Bank of Communications Private Banking
The Bank of Communications private banking unit leads in product innovation and development by providing its 40,000 high net-worth clients with a basketful of investment products and services, some of which are particularly innovative.
The private bank regularly sends its customer relations officers on internships at the leading private banks in Switzerland and France; it also organizes an annual external training course for branch executives, and invites overseas experts to conduct training on global market investment strategies, asset allocation, macroeconomic analysis and alternative investment products.
The bank, executives say, has also been reaching out to clients with a cultural service offering, based on the premise that HNW clients already have everything they want in material terms: what they tend to lack is in the cultural domain.

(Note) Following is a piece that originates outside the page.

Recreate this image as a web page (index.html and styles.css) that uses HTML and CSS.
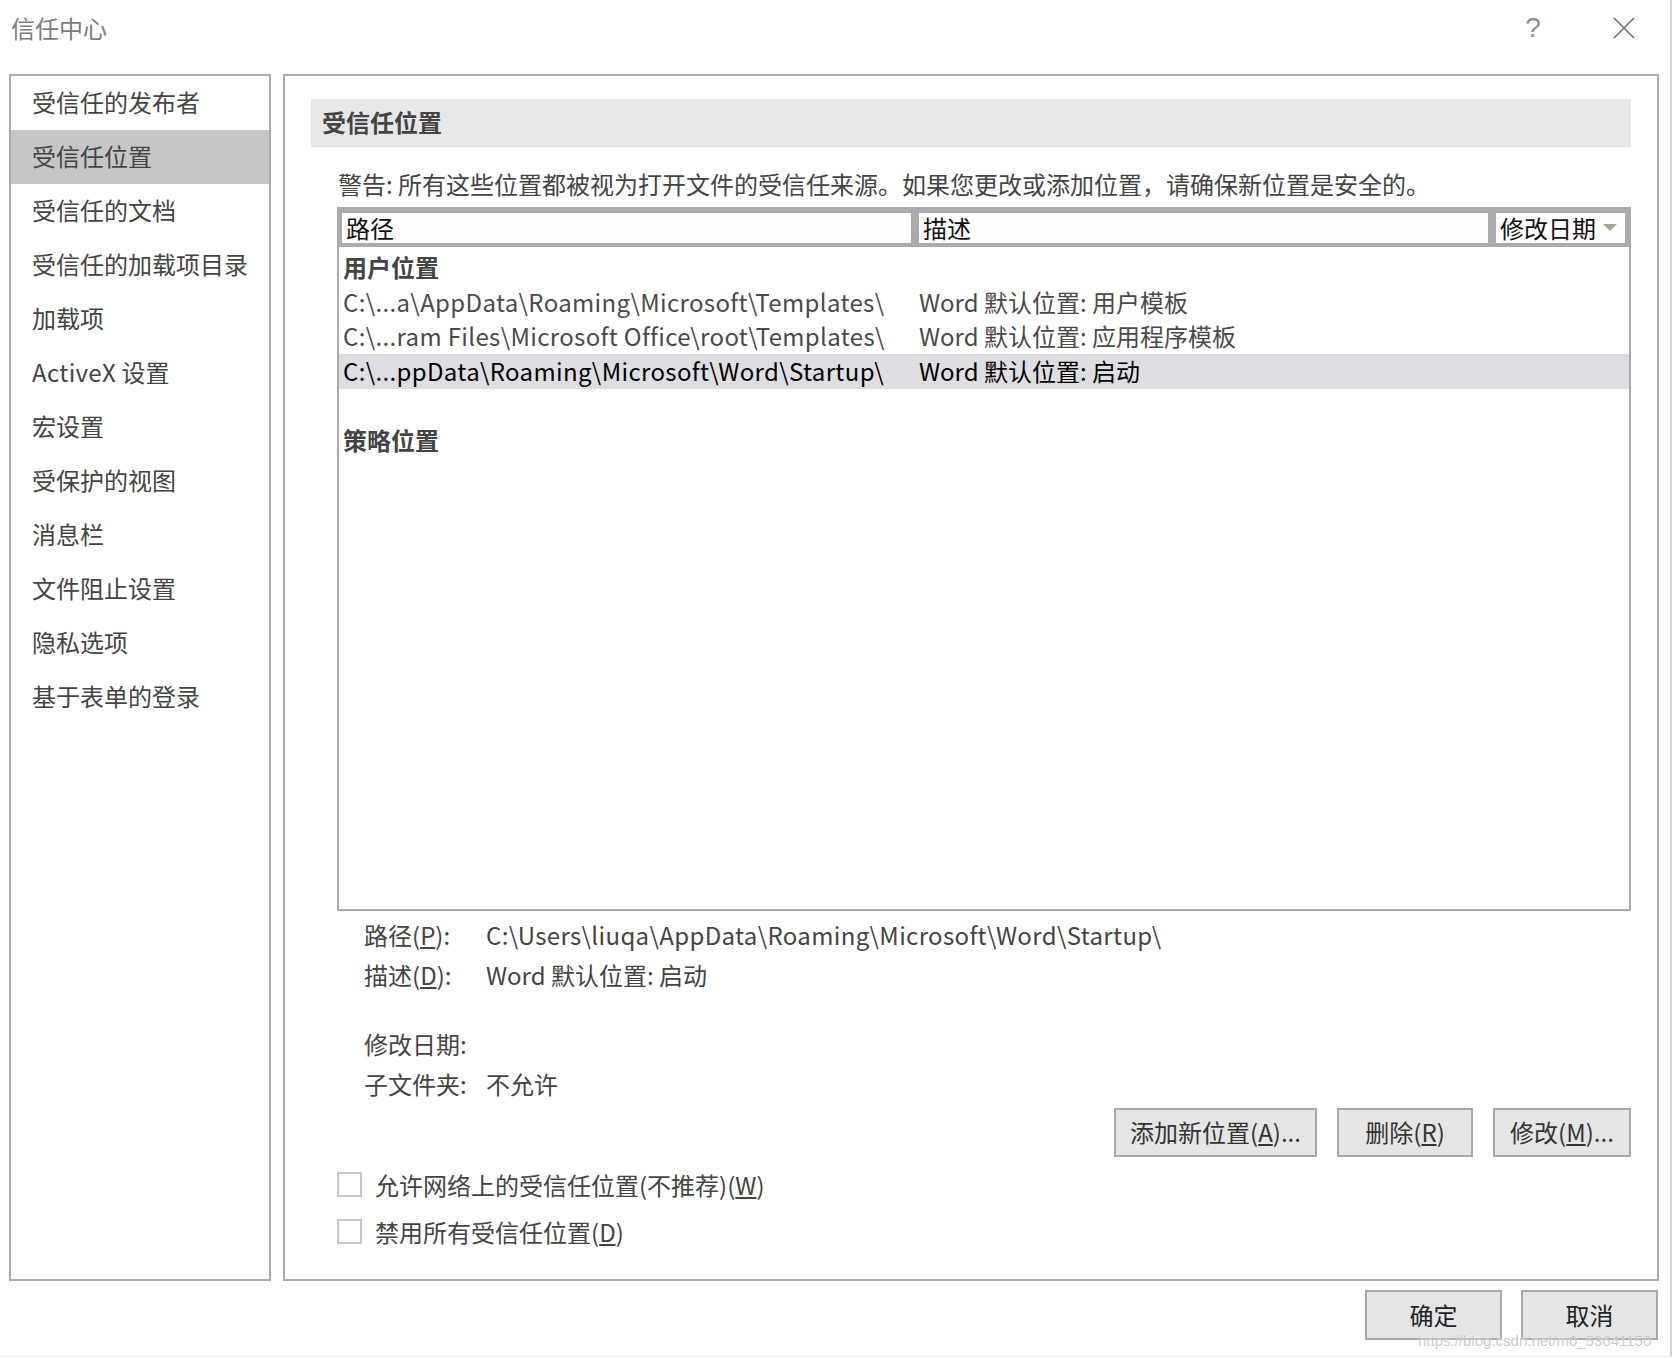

A few years ago, the bank launched its ‘100 Year Bocom, golden treasures master series’, which brings together nine renowned masters of eight heritage arts such as fruit stone carvings, Yixin purple sands teapots, Suzhou embroidery, Ru porcelain, black tea, coloured glaze porcelain, imitative ancient porcelain and Wuyi rock tea. The masters are famous, so it is usually very difficult to gain an audience with them.
The bank’s private banking unit, founded in 2008, has five departments: wealth advisory, private banking products, risk compliance, family wealth and general management. Together, they oversee hundreds of specialists who offer a range of products and services, including asset management, financial management, private financial advisory, cross-border financial advisory and other value-added services.
The bank has another slogan: “6W wealth management,” which is a system to look at the different angles of wealth: wealth creation, wealth growth, wealth leverage, wealth protection, wealth succession and wealth spirit.
Every client is given a ‘1+1+1’ private banking service team, made up of an account manager, private banking consultant and wealth management expert.
Led by Mei Jinzhi, the president of private banking, the bank has a network of 65 overseas outlets linked to its primary offshore branches in Hong Kong and Macau. It launched the first overseas private discretionary investment service in China in 2008. In 2010, it launched a cross-border wealth management service, one of the first Chinese banks to do so.